Grant Number: 2R01DK041479-23A1
PI Name: Ross
Project Title: Retinoid Nutritional Status and Immune Function

Abstract: DESCRIPTION (provided by applicant): At birth, the concentrations of vitamin A (VA) in liver and plasma are much lower than in older children and well-fed adults. Vitamin A may therefore be a rate-limiting nutrient at this life stage. This application focuses on the interaction in earl life of VA supplementation and immune function. Our central hypothesis is: In VA-marginal neonates, VA supplementation will be protective against Streptococcus pneumoniae infection, through an increase in favorable innate and adaptive immune responses, and a reduction in excessive tissue-destructive inflammatory responses.
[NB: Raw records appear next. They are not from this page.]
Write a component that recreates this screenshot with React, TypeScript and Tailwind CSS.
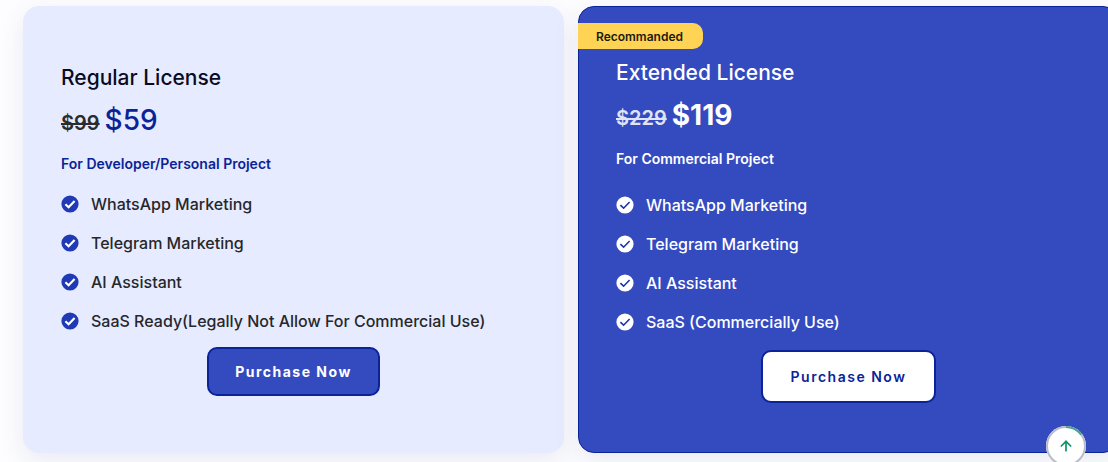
import { ArrowUp } from "lucide-react";
import { clsx } from "clsx";

type Plan = {
    name: string;
    oldPrice: string;
    price: string;
    audience: string;
    features: string[];
    badge?: string;
};

const PLANS: Plan[] = [
    {
        name: "Regular License",
        oldPrice: "$99",
        price: "$59",
        audience: "For Developer/Personal Project",
        features: [
            "WhatsApp Marketing",
            "Telegram Marketing",
            "AI Assistant",
            "SaaS Ready(Legally Not Allow For Commercial Use)",
        ],
    },
    {
        name: "Extended License",
        oldPrice: "$229",
        price: "$119",
        audience: "For Commercial Project",
        features: [
            "WhatsApp Marketing",
            "Telegram Marketing",
            "AI Assistant",
            "SaaS (Commercially Use)",
        ],
        badge: "Recommanded",
    },
];

function CheckIcon({ featured }: { featured: boolean }) {
    return (
        <svg viewBox="0 0 18 18" className="size-[18px] shrink-0" aria-hidden="true">
            <circle cx="9" cy="9" r="8.6" className={featured ? "fill-white" : "fill-[#2039b4]"} />
            <path
                d="M4.4 9.2 7.6 12.2 13.6 6"
                fill="none"
                strokeWidth={featured ? 1.6 : 2.2}
                className={featured ? "stroke-[#1c34a8]" : "stroke-white"}
            />
        </svg>
    );
}

function PlanCard({ plan }: { plan: Plan }) {
    const featured = Boolean(plan.badge);

    return (
        <section
            className={clsx(
                "relative rounded-2xl border px-[37px] shadow-[0_8px_24px_rgba(60,70,140,0.10)]",
                featured
                    ? "border-[#0a2399] bg-[#344abf] pt-[50px] pb-12 text-white"
                    : "border-[#e6ebff] bg-[#e6ebff] pt-[55px] pb-14 text-[#26272b]"
            )}
        >
            {plan.badge && (
                <span className="absolute top-4 -left-px rounded-r-[10px] bg-[#ffd454] pt-0.5 pr-5 pl-[18px] text-[12px] leading-6 font-semibold text-[#1c1a10]">
                    {plan.badge}
                </span>
            )}

            <h2 className={clsx("text-[21px] leading-8 font-medium", !featured && "text-[#0a0b1e]")}>
                {plan.name}
            </h2>

            <p className="mt-2 flex items-baseline gap-[5px] leading-9">
                <del className={clsx("text-[20px] font-semibold", featured ? "text-[#dfe3f4]" : "text-[#2b2c2e]")}>
                    {plan.oldPrice}
                </del>
                <span className={clsx("text-[28px]", featured ? "font-bold" : "font-medium text-[#0b2396]")}>
                    {plan.price}
                </span>
            </p>

            <p className={clsx("mt-[11px] text-[14px] leading-6 font-semibold", !featured && "text-[#0b2396]")}>
                {plan.audience}
            </p>

            <ul className={clsx("space-y-[15px]", featured ? "mt-[22px]" : "mt-4")}>
                {plan.features.map((feature) => (
                    <li key={feature} className="flex items-center gap-3 text-[16px] leading-6 font-medium">
                        <CheckIcon featured={featured} />
                        {feature}
                    </li>
                ))}
            </ul>

            <div className={clsx("flex justify-center", featured ? "mt-4" : "mt-[14px]")}>
                <button
                    type="button"
                    className={clsx(
                        "rounded-[10px] border-2 border-[#0a2399] text-[14px] tracking-[1.5px]",
                        featured
                            ? "bg-white px-7 py-[14px] font-semibold text-[#0b2396]"
                            : "bg-[#344abf] px-[26px] py-3 font-bold text-white"
                    )}
                >
                    Purchase Now
                </button>
            </div>
        </section>
    );
}

export default function App() {
    return (
        <main className="min-h-screen overflow-hidden bg-[#fdfdff] pt-1.5 font-['Inter',sans-serif]">
            <div className="-mr-[11px] grid grid-cols-2 gap-3.5 pl-[23px]">
                {PLANS.map((plan) => (
                    <PlanCard key={plan.name} plan={plan} />
                ))}
            </div>

            {/* Back to top */}
            <button
                type="button"
                aria-label="Back to top"
                className="fixed right-[22px] -bottom-1 flex size-10 items-center justify-center rounded-full bg-white"
            >
                <svg viewBox="0 0 40 40" className="absolute inset-0 size-10" aria-hidden="true">
                    <circle cx="20" cy="20" r="19" fill="none" stroke="#b9bcc5" strokeWidth="2" />
                    <path d="M20 1a19 19 0 0 1 15.2 7.6" fill="none" stroke="#4aa58f" strokeWidth="2" />
                </svg>
                <ArrowUp className="size-4 text-[#109468]" strokeWidth={2.6} />
            </button>
        </main>
    );
}
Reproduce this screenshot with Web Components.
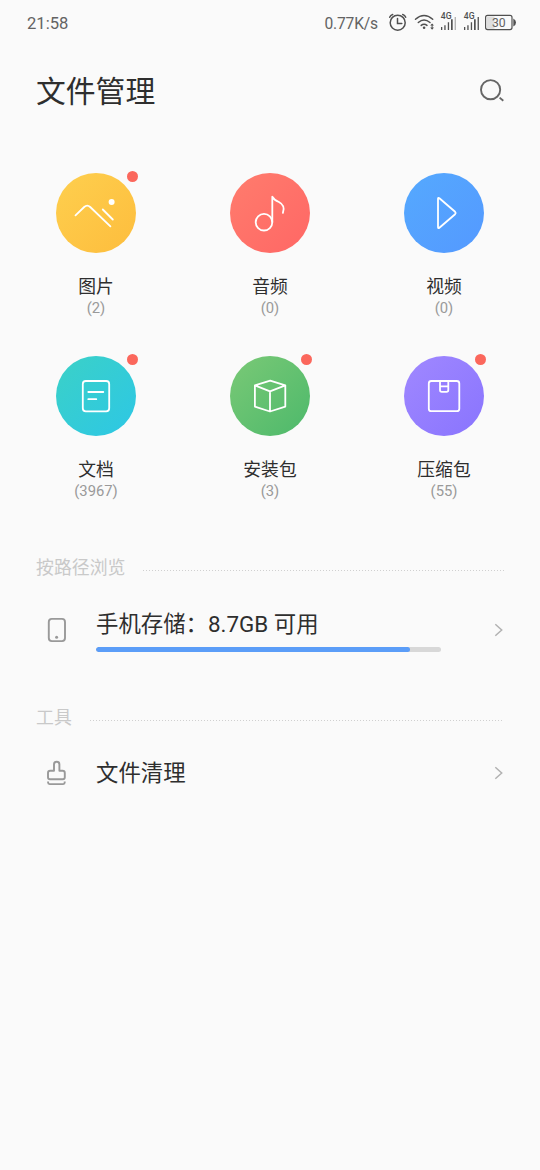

Reciprocally, we will test whether pneumonia infection alters the ability of the neonate to store and mobilize VA. Currently, scientific evidence for VA supplementation in neonates is very limited. We will use a neonatal mouse model to test whether VA supplementation early in life, combined with immunization, regulates the lung's innate and adaptive immune response to S. pneumoniae infection. Reciprocally, infection may affect the transport and metabolism of VA, due to reduced hepatic production of retinol-binding protein, RBP. Our specific aims address 1) the response to infection and 2) infection-induced alterations in retinol metabolism. The outcome of this research will be a better understanding of neonatal retinol metabolism and VA utilization in early life, which is expected to help make better public health decisions regarding VA supplementation in neonates. PUBLIC HEALTH RELEVANCE: A nutritional deficiency of vitamin A (VA) impairs immune response, which in turn increases severity of infectious diseases. Vitamin A supplementation has become widely used in the developing world to reduce under 5-y mortality. However, little is known about how VA affects immunity and lung health in the neonatal period. We will investigate VA supplementation and antibody production, relevant to lung health in humans, in a neonatal mouse model of S. pneumoniae infection. Evidence gained from our basic studies is expected to fill knowledge gaps concerning the role of VA in neonatal and young child health.